裁判で勝つことの意味とは何なのか
こんにちは、鈴木くんです。
今回は僕が法律事務員時代に印象に残っている担当事件について少し書きたいと思います。
こういったところから、少しでも法について関心を持ってもらえればと思います。
妻VS夫の不倫相手の慰謝料請求裁判
奥さんが依頼者で、元夫の不倫相手への慰謝料請求の依頼でした。
依頼者から相手へ慰謝料についての文書を送るも、相手は払えないの一点張り。
依頼者の感情を逆撫でするような返答もあったことから、弁護士に依頼され、訴訟で決着をつけることになりました。
(訴訟についての細かいことについてはこちらをどうぞ)
裁判は勝利!だけど・・・
訴訟を起こし、裁判が始まりました。
しかし、相手は裁判の初回期日には答弁書を提出したものの、次回以降は裁判へ来ることもなければ書面を提出することもなく、そのまま裁判は終わりました。

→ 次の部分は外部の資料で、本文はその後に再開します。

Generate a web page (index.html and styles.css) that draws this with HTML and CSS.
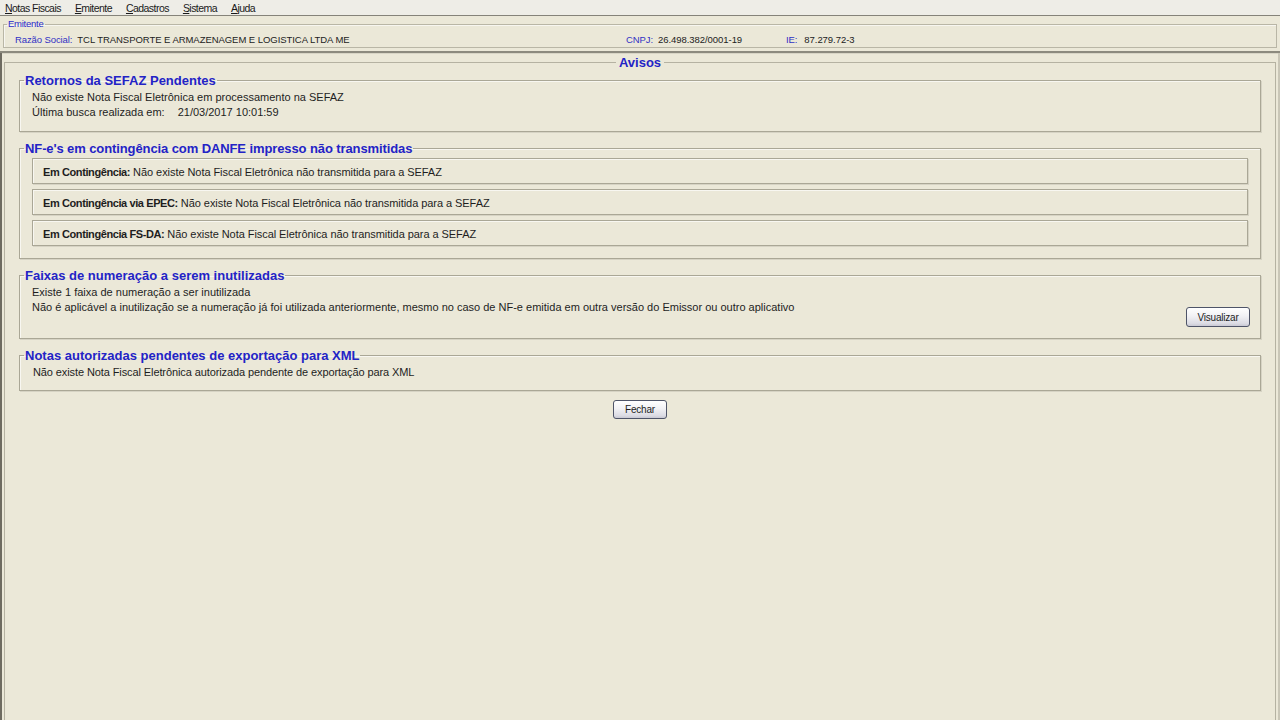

結果はもちろんこちらの勝訴、慰謝料を払えという請求は全面的に認められましたが、裁判所が判決を下してもなお払わず、書面を送っても返答はありませんでした。
こうなれば強硬手段です。
強制執行で回収できるかと思いきや・・・
そんなわけで回収手段として強制執行手続きを行います。
今回差し押さえるのは動産です。
本当は銀行口座を押さえたかったのですが、調べたところ残高がなかったのでやむなく動産になりました。
ちなみに動産とは、土地や建物の不動産を除く全てのものを言います。
そう言われると色々あるから回収できそうな気もしてきそうですが、実は回収のハードルは高かったのです。
1.まず家に入ることが難しい
基本的に、執行場所は相手の家です。
(執行は裁判所の執行官が執行場所へ出向いて行います。)
どころがどっこい、動産執行で家に入るには「その家が相手方本人所有の家」だとわからないと入れないんです。
家が本人所有でない場合、本人と直接話をつけて入れてもらうなどしないと入ることすらできません。
2.「本人のもの」と特定できないといけない
あくまで相手方本人の動産とわかるものでないと差押えができないので、その時点でだいぶ限られてきます。
実家にいる場合だと、家の中で「これは自分のもの」っていうものは意外と少ないのではないでしょうか。
3.お金に換えられる価値があるものでないといけない
これでとどめですね。
一般人の持ち物でそこそこに換金できるような物なんてたかが知れてます。
そんなわけで今回の強制執行は、
- 一回目は家にすら入れず終了(執行は費用はかかりますが複数回できます。)
- 二回目で家には入れたが大したものがなく空振りして終了
ってな感じなわけで、依頼事件全体で見ると依頼者が費用の分だけ損して終了という後味の悪い終わり方になりました。
あの裁判はなんだったんだろう
僕らは適切な手続きを踏み、適切に裁判所からの勝訴判決を受け、それでも依頼者の請求を実現することはできませんでした。
一方で相手は依頼者を傷つけておきながら要求をつっぱね、判決も受け入れず払うことから免れている。
この事件は、裁判の意味に対する疑問と後味の悪さだけが残る、悪い意味で印象的な事件でした。